JOURNAL ARTICLE

Convexity subarachnoid haemorrhage has a high risk of intracerebral haemorrhage in suspected cerebral amyloid angiopathy

D Wilson, I C Hostettler, G Ambler, G Banerjee, H R Jäger, D J Werring
Journal of Neurology 2017, 264 (4): 664-673
28154972
The risk of future symptomatic intracerebral haemorrhage (sICH) remains uncertain in patients with acute convexity subarachnoid haemorrhage (cSAH) associated with suspected cerebral amyloid angiopathy (CAA).
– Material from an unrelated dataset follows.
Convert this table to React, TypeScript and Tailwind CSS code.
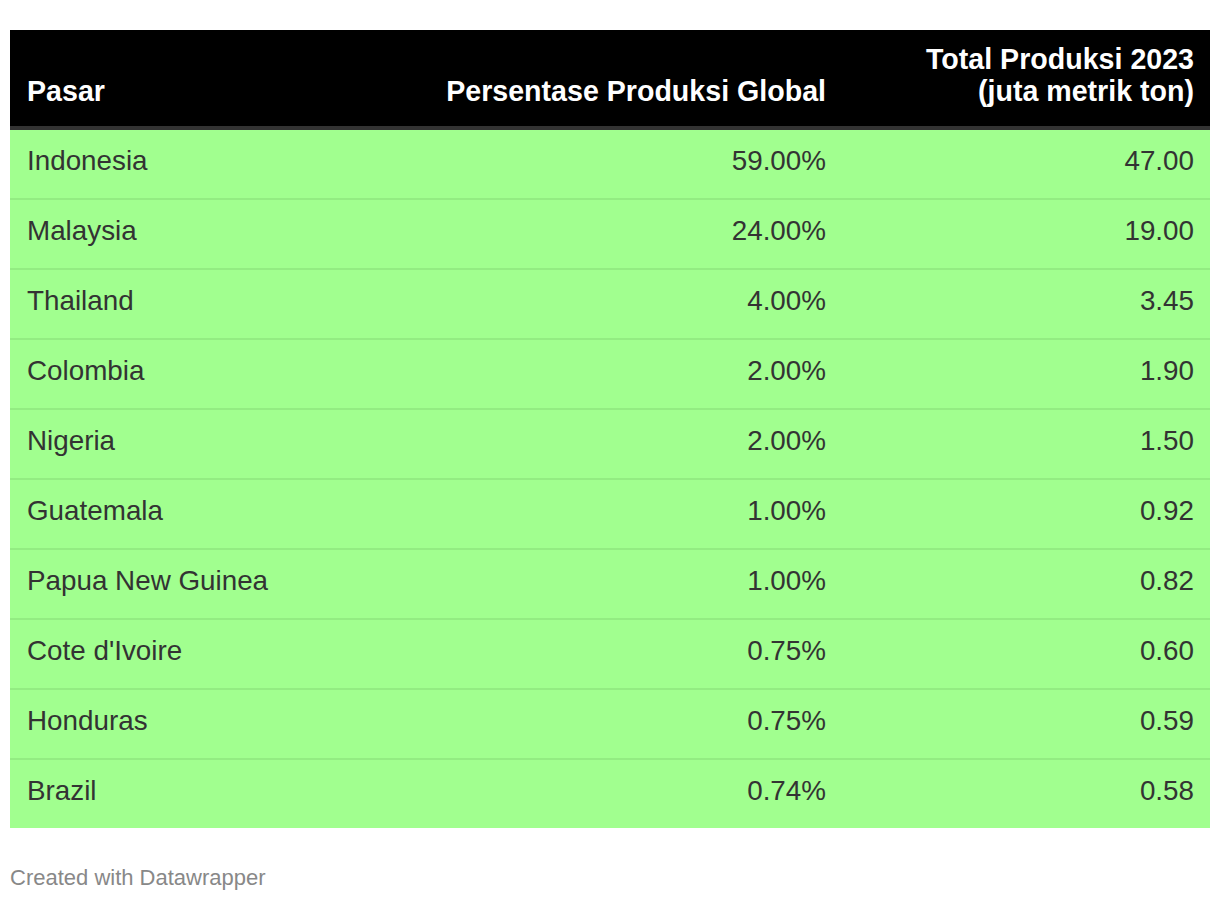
const rows: [string, string, string][] = [
  ["Indonesia", "59.00%", "47.00"],
  ["Malaysia", "24.00%", "19.00"],
  ["Thailand", "4.00%", "3.45"],
  ["Colombia", "2.00%", "1.90"],
  ["Nigeria", "2.00%", "1.50"],
  ["Guatemala", "1.00%", "0.92"],
  ["Papua New Guinea", "1.00%", "0.82"],
  ["Cote d'Ivoire", "0.75%", "0.60"],
  ["Honduras", "0.75%", "0.59"],
  ["Brazil", "0.74%", "0.58"],
];

export default function App() {
  return (
    <div className="min-h-[900px] bg-white pt-[30px] font-['Liberation_Sans',Arial,sans-serif]">
      <div className="mx-[10px] w-[1200px]">
        {/* header */}
        <div className="grid grid-cols-[400px_432px_368px] items-end border-b-4 border-[#333333] bg-black pb-[19px] pt-[13px] text-[28.6px] font-bold leading-[32px] text-white">
          <div className="pl-[17px]">Pasar</div>
          <div className="pr-4 text-right">Persentase Produksi Global</div>
          <div className="pr-4 text-right">
            Total Produksi 2023
            <br />
            (juta metrik ton)
          </div>
        </div>

        {/* body */}
        <div className="bg-[#a1ff8f] text-[27.8px] text-[#333333]">
          {rows.map(([pasar, pct, total], i) => (
            <div
              key={pasar}
              className={
                "grid grid-cols-[400px_432px_368px] items-start pt-[10px] leading-normal" +
                (i < rows.length - 1 ? " h-[70px] border-b-2 border-[#93ec82]" : " h-[68px]")
              }
            >
              <div className="pl-[17px]">{pasar}</div>
              <div className="pr-4 text-right">{pct}</div>
              <div className="pr-4 text-right">{total}</div>
            </div>
          ))}
        </div>

        <div className="mt-[33px] text-[22px] text-[#888888]">Created with Datawrapper</div>
      </div>
    </div>
  );
}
We assessed the risk of future sICH in patients presenting to our comprehensive stroke service with acute non-traumatic cSAH due to suspected CAA, between 2011 and 2016. We conducted a systematic search and pooled analysis including our cohort and other published studies including similar cohorts. Our hospital cohort included 20 patients (mean age 69 years; 60% male); 12 (60%) had probable CAA, and 6 (30%) had possible CAA according to the modified Boston criteria; two did not meet CAA criteria because of age <55 years, but were judged likely to be due to CAA. Fourteen patients (70%) had cortical superficial siderosis; 12 (60%) had cerebral microbleeds. Over a mean follow-up period of 19 months, 2 patients (9%) suffered sICH, both with probable CAA (annual sICH risk for probable CAA 8%). In a pooled analysis including our cohort and eight other studies (n = 172), the overall sICH rate per patient-year was 16% (95% CI 11-24%). In those with probable CAA (n = 104), the sICH rate per patient-year was 19% (95% CI 13-27%), compared to 7% (95% CI 3-15%) for those without probable CAA (n = 72). Patients with acute cSAH associated with suspected CAA are at high risk of future sICH (16% per patient-year); probable CAA might carry the highest risk.